RECORDS:
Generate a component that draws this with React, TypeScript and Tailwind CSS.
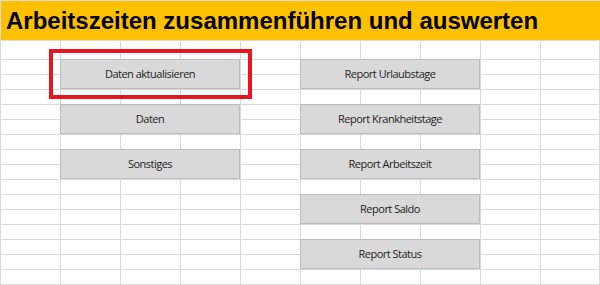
import React from 'react'

// Buttons placed on the sheet grid (3 cols x 2 rows each)
const BUTTONS: { label: string; cls: string }[] = [
  { label: 'Daten aktualisieren', cls: 'col-start-2 row-start-3' },
  { label: 'Daten', cls: 'col-start-2 row-start-6' },
  { label: 'Sonstiges', cls: 'col-start-2 row-start-9' },
  { label: 'Report Urlaubstage', cls: 'col-start-6 row-start-3' },
  { label: 'Report Krankheitstage', cls: 'col-start-6 row-start-6' },
  { label: 'Report Arbeitszeit', cls: 'col-start-6 row-start-9' },
  { label: 'Report Saldo', cls: 'col-start-6 row-start-12' },
  { label: 'Report Status', cls: 'col-start-6 row-start-15' },
]

// 11 columns x 17 body rows, minus 8 buttons of 3x2 cells
const EMPTY_CELLS = 11 * 17 - BUTTONS.length * 6

export default function App() {
  return (
    <div className="relative h-[285px] w-[600px] overflow-hidden bg-white">
      <div className="grid grid-cols-[repeat(9,60px)_59px_60px] grid-rows-[40px_19px_repeat(16,15px)]">
        {/* ── Title bar ── */}
        <div className="col-span-11 row-start-1 flex items-center border-t border-l border-[#dadada] bg-[#ffc000] pl-[5px]">
          <h1
            className="whitespace-nowrap text-[24px] font-bold leading-none text-black"
            style={{ fontFamily: '"Liberation Sans", Arial, sans-serif' }}
          >
            Arbeitszeiten zusammenführen und auswerten
          </h1>
        </div>

        {/* ── Sheet buttons ── */}
        {BUTTONS.map((b) => (
          <SheetButton key={b.label} label={b.label} className={b.cls} />
        ))}

        {/* ── Empty cells ── */}
        {Array.from({ length: EMPTY_CELLS }).map((_, i) => (
          <div key={i} className="border-t border-l border-[#dadada]" />
        ))}
      </div>

      {/* Red highlight frame */}
      <div className="pointer-events-none absolute left-[49px] top-[49px] h-[50px] w-[203px] border-4 border-[#e8141e]" />
    </div>
  )
}

function SheetButton({ label, className }: { label: string; className: string }) {
  return (
    <div
      className={`${className} col-span-3 row-span-2 flex items-center justify-center border border-[#bcbcbc] bg-[#d9d9d9] text-[11px] text-[#1e1e1e]`}
      style={{ fontFamily: '"Open Sans", "Liberation Sans", sans-serif', letterSpacing: '-0.5px' }}
    >
      {label}
    </div>
  )
}
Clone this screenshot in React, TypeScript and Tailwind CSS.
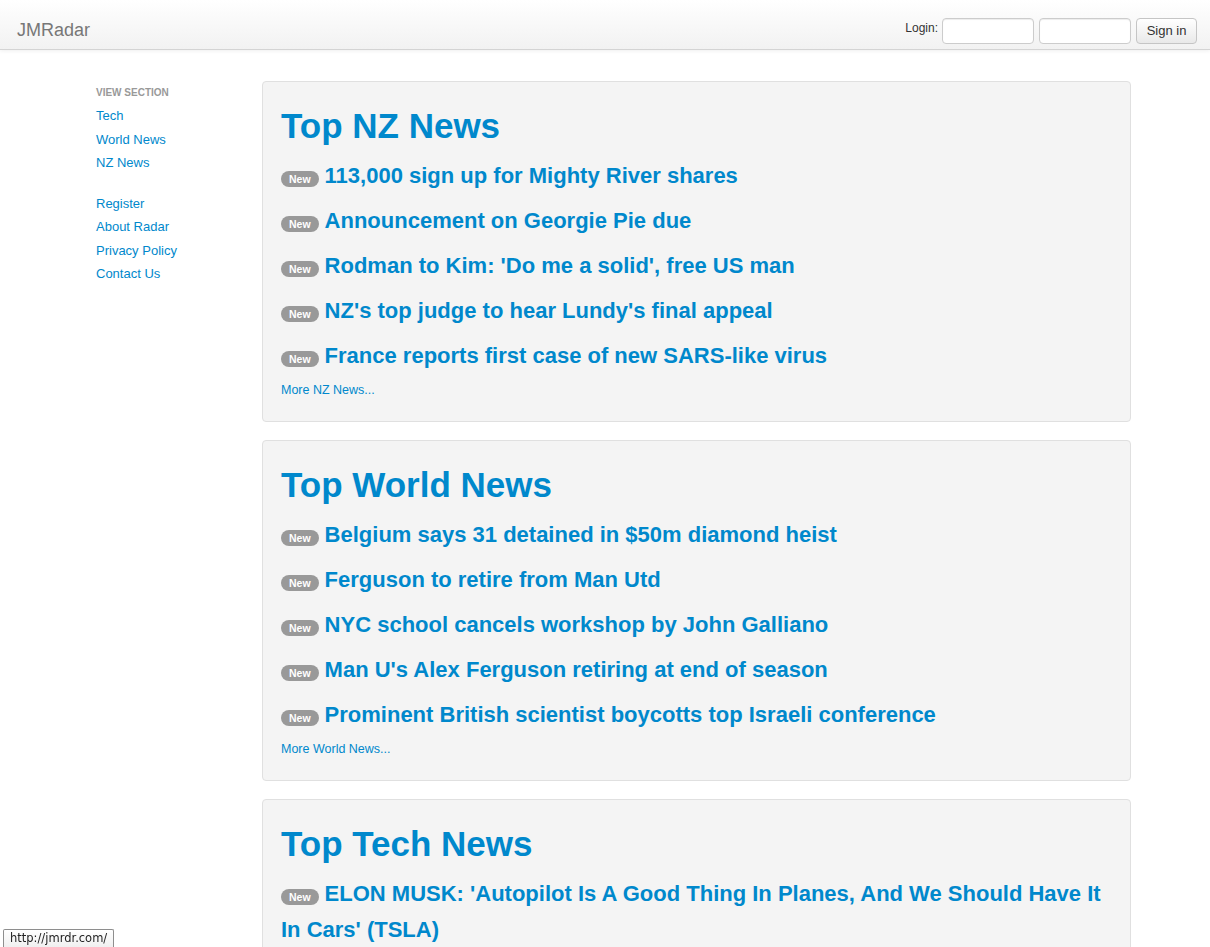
import type { ReactNode } from "react";

const FONT = "font-['Liberation_Sans',Arial,Helvetica,sans-serif]";

const SECTIONS = [
  {
    title: "Top NZ News",
    more: "More NZ News...",
    items: [
      "113,000 sign up for Mighty River shares",
      "Announcement on Georgie Pie due",
      "Rodman to Kim: 'Do me a solid', free US man",
      "NZ's top judge to hear Lundy's final appeal",
      "France reports first case of new SARS-like virus",
    ],
  },
  {
    title: "Top World News",
    more: "More World News...",
    items: [
      "Belgium says 31 detained in $50m diamond heist",
      "Ferguson to retire from Man Utd",
      "NYC school cancels workshop by John Galliano",
      "Man U's Alex Ferguson retiring at end of season",
      "Prominent British scientist boycotts top Israeli conference",
    ],
  },
  {
    title: "Top Tech News",
    more: "More Tech News...",
    items: [
      "ELON MUSK: 'Autopilot Is A Good Thing In Planes, And We Should Have It In Cars' (TSLA)",
    ],
  },
];

const SIDE_SECTIONS = ["Tech", "World News", "NZ News"];
const SIDE_LINKS = ["Register", "About Radar", "Privacy Policy", "Contact Us"];

function SideLink({ children }: { children: ReactNode }) {
  return (
    <li>
      <a href="#" className="block text-[13px] leading-[23.5px] text-[#0088cc] hover:underline">
        {children}
      </a>
    </li>
  );
}

// 헤더: 브랜드 + 로그인 폼
function Navbar() {
  return (
    <header className="flex h-[50px] items-start justify-between border-b border-[#d4d4d4] bg-gradient-to-b from-white to-[#f2f2f2] shadow-[0_1px_4px_rgba(0,0,0,0.065)]">
      <a href="#" className="ml-[17px] mt-[19px] text-[18px] leading-[22px] text-[#777]">
        JMRadar
      </a>
      <form className="mr-[13px] mt-[18px] flex items-start gap-[5px]">
        <label className="mr-[-1px] mt-[2px] text-[12px] leading-[16px] text-[#333]">Login:</label>
        <input
          type="text"
          className="h-[26px] w-[92px] rounded-[4px] border border-[#ccc] bg-white shadow-[inset_0_1px_1px_rgba(0,0,0,0.075)]"
        />
        <input
          type="password"
          className="h-[26px] w-[92px] rounded-[4px] border border-[#ccc] bg-white shadow-[inset_0_1px_1px_rgba(0,0,0,0.075)]"
        />
        <button
          type="button"
          className="h-[26px] w-[61px] rounded-[4px] border border-[#c5c5c5] bg-gradient-to-b from-white to-[#e9e9e9] text-[13px] text-[#333] shadow-[inset_0_1px_0_rgba(255,255,255,0.2)]"
        >
          Sign in
        </button>
      </form>
    </header>
  );
}

interface NewsSection {
  title: string;
  more: string;
  items: string[];
}

function HeroUnit({ section }: { section: NewsSection }) {
  return (
    <section className="rounded-[4px] border border-[#e0e0e0] bg-[#f4f4f4] px-[18px] pb-[22px] pt-[24px]">
      <h1 className="mb-[12px] text-[35px] font-bold leading-[40px] text-[#0088cc]">
        {section.title}
      </h1>
      <ul className="flex flex-col gap-[9px]">
        {section.items.map((item) => (
          <li key={item} className="text-[22px] font-bold leading-[36px]">
            <span className="mr-[6px] inline-block rounded-full bg-[#999] px-[8px] py-[2px] align-baseline text-[10.5px] font-bold leading-[12px] text-white">
              New
            </span>
            <a href="#" className="text-[#0088cc] hover:underline">
              {item}
            </a>
          </li>
        ))}
      </ul>
      <a href="#" className="mt-[7px] block text-[12.5px] leading-[18px] text-[#0088cc] hover:underline">
        {section.more}
      </a>
    </section>
  );
}

export default function App() {
  return (
    <div className={`${FONT} min-h-screen bg-white text-[#333]`}>
      <Navbar />

      <div className="flex pl-[96px] pt-[31px]">
        {/* 사이드 메뉴 */}
        <aside className="w-[166px] shrink-0 pt-[1px]">
          <div className="pt-[1px] text-[10px] font-bold uppercase leading-[20px] text-[#999]">
            View Section
          </div>
          <ul className="mt-[1px]">
            {SIDE_SECTIONS.map((s) => (
              <SideLink key={s}>{s}</SideLink>
            ))}
          </ul>
          <ul className="mt-[17px]">
            {SIDE_LINKS.map((s) => (
              <SideLink key={s}>{s}</SideLink>
            ))}
          </ul>
        </aside>

        {/* 뉴스 목록 */}
        <main className="flex w-[869px] flex-col gap-[18px] pb-[20px]">
          {SECTIONS.map((section) => (
            <HeroUnit key={section.title} section={section} />
          ))}
        </main>
      </div>

      {/* 브라우저 상태 표시줄 */}
      <div className="fixed bottom-0 left-[3px] rounded-t-[2px] border border-b-0 border-[#8e8e8e] bg-gradient-to-b from-white to-[#f0f0f0] px-[6px] font-['DejaVu_Sans',sans-serif] text-[11.5px] leading-[17px] text-[#222]">
        http://jmrdr.com/
      </div>
    </div>
  );
}
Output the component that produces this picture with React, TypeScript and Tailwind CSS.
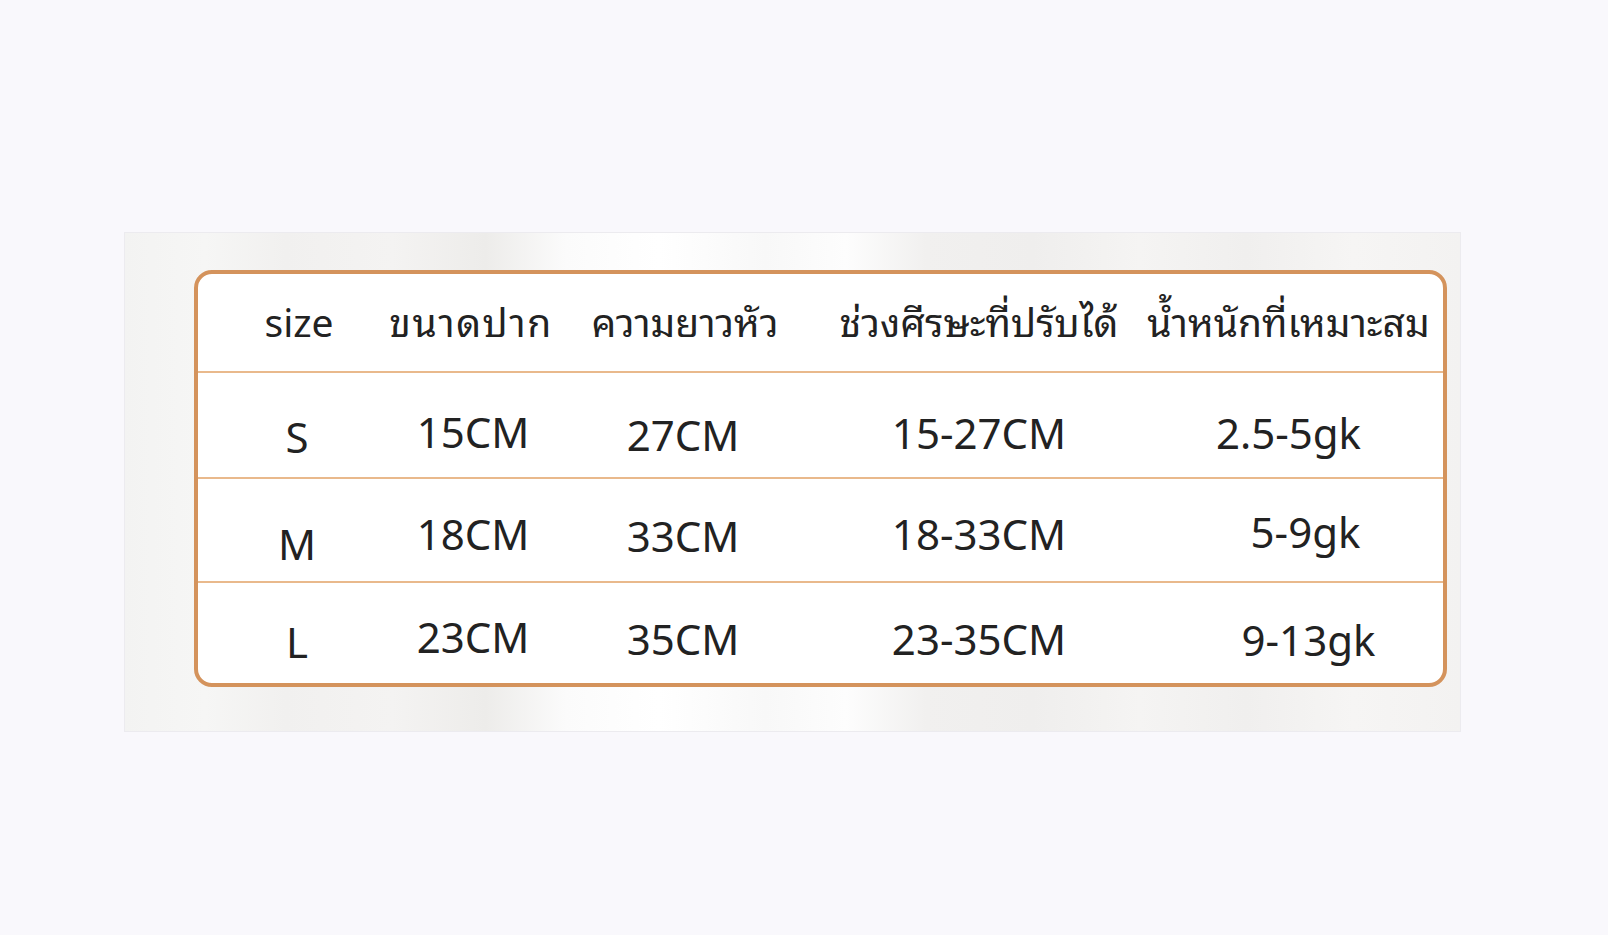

WHAT THE TASK REQUIRES: Repeat all of the data above word for word, minus the pictures.

RESULT OF THE TASK:
Generate a component that draws this with React, TypeScript and Tailwind CSS.
import React from 'react'

// Buttons placed on the sheet grid (3 cols x 2 rows each)
const BUTTONS: { label: string; cls: string }[] = [
  { label: 'Daten aktualisieren', cls: 'col-start-2 row-start-3' },
  { label: 'Daten', cls: 'col-start-2 row-start-6' },
  { label: 'Sonstiges', cls: 'col-start-2 row-start-9' },
  { label: 'Report Urlaubstage', cls: 'col-start-6 row-start-3' },
  { label: 'Report Krankheitstage', cls: 'col-start-6 row-start-6' },
  { label: 'Report Arbeitszeit', cls: 'col-start-6 row-start-9' },
  { label: 'Report Saldo', cls: 'col-start-6 row-start-12' },
  { label: 'Report Status', cls: 'col-start-6 row-start-15' },
]

// 11 columns x 17 body rows, minus 8 buttons of 3x2 cells
const EMPTY_CELLS = 11 * 17 - BUTTONS.length * 6

export default function App() {
  return (
    <div className="relative h-[285px] w-[600px] overflow-hidden bg-white">
      <div className="grid grid-cols-[repeat(9,60px)_59px_60px] grid-rows-[40px_19px_repeat(16,15px)]">
        {/* ── Title bar ── */}
        <div className="col-span-11 row-start-1 flex items-center border-t border-l border-[#dadada] bg-[#ffc000] pl-[5px]">
          <h1
            className="whitespace-nowrap text-[24px] font-bold leading-none text-black"
            style={{ fontFamily: '"Liberation Sans", Arial, sans-serif' }}
          >
            Arbeitszeiten zusammenführen und auswerten
          </h1>
        </div>

        {/* ── Sheet buttons ── */}
        {BUTTONS.map((b) => (
          <SheetButton key={b.label} label={b.label} className={b.cls} />
        ))}

        {/* ── Empty cells ── */}
        {Array.from({ length: EMPTY_CELLS }).map((_, i) => (
          <div key={i} className="border-t border-l border-[#dadada]" />
        ))}
      </div>

      {/* Red highlight frame */}
      <div className="pointer-events-none absolute left-[49px] top-[49px] h-[50px] w-[203px] border-4 border-[#e8141e]" />
    </div>
  )
}

function SheetButton({ label, className }: { label: string; className: string }) {
  return (
    <div
      className={`${className} col-span-3 row-span-2 flex items-center justify-center border border-[#bcbcbc] bg-[#d9d9d9] text-[11px] text-[#1e1e1e]`}
      style={{ fontFamily: '"Open Sans", "Liberation Sans", sans-serif', letterSpacing: '-0.5px' }}
    >
      {label}
    </div>
  )
}
Clone this screenshot in React, TypeScript and Tailwind CSS.
import type { ReactNode } from "react";

const FONT = "font-['Liberation_Sans',Arial,Helvetica,sans-serif]";

const SECTIONS = [
  {
    title: "Top NZ News",
    more: "More NZ News...",
    items: [
      "113,000 sign up for Mighty River shares",
      "Announcement on Georgie Pie due",
      "Rodman to Kim: 'Do me a solid', free US man",
      "NZ's top judge to hear Lundy's final appeal",
      "France reports first case of new SARS-like virus",
    ],
  },
  {
    title: "Top World News",
    more: "More World News...",
    items: [
      "Belgium says 31 detained in $50m diamond heist",
      "Ferguson to retire from Man Utd",
      "NYC school cancels workshop by John Galliano",
      "Man U's Alex Ferguson retiring at end of season",
      "Prominent British scientist boycotts top Israeli conference",
    ],
  },
  {
    title: "Top Tech News",
    more: "More Tech News...",
    items: [
      "ELON MUSK: 'Autopilot Is A Good Thing In Planes, And We Should Have It In Cars' (TSLA)",
    ],
  },
];

const SIDE_SECTIONS = ["Tech", "World News", "NZ News"];
const SIDE_LINKS = ["Register", "About Radar", "Privacy Policy", "Contact Us"];

function SideLink({ children }: { children: ReactNode }) {
  return (
    <li>
      <a href="#" className="block text-[13px] leading-[23.5px] text-[#0088cc] hover:underline">
        {children}
      </a>
    </li>
  );
}

// 헤더: 브랜드 + 로그인 폼
function Navbar() {
  return (
    <header className="flex h-[50px] items-start justify-between border-b border-[#d4d4d4] bg-gradient-to-b from-white to-[#f2f2f2] shadow-[0_1px_4px_rgba(0,0,0,0.065)]">
      <a href="#" className="ml-[17px] mt-[19px] text-[18px] leading-[22px] text-[#777]">
        JMRadar
      </a>
      <form className="mr-[13px] mt-[18px] flex items-start gap-[5px]">
        <label className="mr-[-1px] mt-[2px] text-[12px] leading-[16px] text-[#333]">Login:</label>
        <input
          type="text"
          className="h-[26px] w-[92px] rounded-[4px] border border-[#ccc] bg-white shadow-[inset_0_1px_1px_rgba(0,0,0,0.075)]"
        />
        <input
          type="password"
          className="h-[26px] w-[92px] rounded-[4px] border border-[#ccc] bg-white shadow-[inset_0_1px_1px_rgba(0,0,0,0.075)]"
        />
        <button
          type="button"
          className="h-[26px] w-[61px] rounded-[4px] border border-[#c5c5c5] bg-gradient-to-b from-white to-[#e9e9e9] text-[13px] text-[#333] shadow-[inset_0_1px_0_rgba(255,255,255,0.2)]"
        >
          Sign in
        </button>
      </form>
    </header>
  );
}

interface NewsSection {
  title: string;
  more: string;
  items: string[];
}

function HeroUnit({ section }: { section: NewsSection }) {
  return (
    <section className="rounded-[4px] border border-[#e0e0e0] bg-[#f4f4f4] px-[18px] pb-[22px] pt-[24px]">
      <h1 className="mb-[12px] text-[35px] font-bold leading-[40px] text-[#0088cc]">
        {section.title}
      </h1>
      <ul className="flex flex-col gap-[9px]">
        {section.items.map((item) => (
          <li key={item} className="text-[22px] font-bold leading-[36px]">
            <span className="mr-[6px] inline-block rounded-full bg-[#999] px-[8px] py-[2px] align-baseline text-[10.5px] font-bold leading-[12px] text-white">
              New
            </span>
            <a href="#" className="text-[#0088cc] hover:underline">
              {item}
            </a>
          </li>
        ))}
      </ul>
      <a href="#" className="mt-[7px] block text-[12.5px] leading-[18px] text-[#0088cc] hover:underline">
        {section.more}
      </a>
    </section>
  );
}

export default function App() {
  return (
    <div className={`${FONT} min-h-screen bg-white text-[#333]`}>
      <Navbar />

      <div className="flex pl-[96px] pt-[31px]">
        {/* 사이드 메뉴 */}
        <aside className="w-[166px] shrink-0 pt-[1px]">
          <div className="pt-[1px] text-[10px] font-bold uppercase leading-[20px] text-[#999]">
            View Section
          </div>
          <ul className="mt-[1px]">
            {SIDE_SECTIONS.map((s) => (
              <SideLink key={s}>{s}</SideLink>
            ))}
          </ul>
          <ul className="mt-[17px]">
            {SIDE_LINKS.map((s) => (
              <SideLink key={s}>{s}</SideLink>
            ))}
          </ul>
        </aside>

        {/* 뉴스 목록 */}
        <main className="flex w-[869px] flex-col gap-[18px] pb-[20px]">
          {SECTIONS.map((section) => (
            <HeroUnit key={section.title} section={section} />
          ))}
        </main>
      </div>

      {/* 브라우저 상태 표시줄 */}
      <div className="fixed bottom-0 left-[3px] rounded-t-[2px] border border-b-0 border-[#8e8e8e] bg-gradient-to-b from-white to-[#f0f0f0] px-[6px] font-['DejaVu_Sans',sans-serif] text-[11.5px] leading-[17px] text-[#222]">
        http://jmrdr.com/
      </div>
    </div>
  );
}
Output the component that produces this picture with React, TypeScript and Tailwind CSS.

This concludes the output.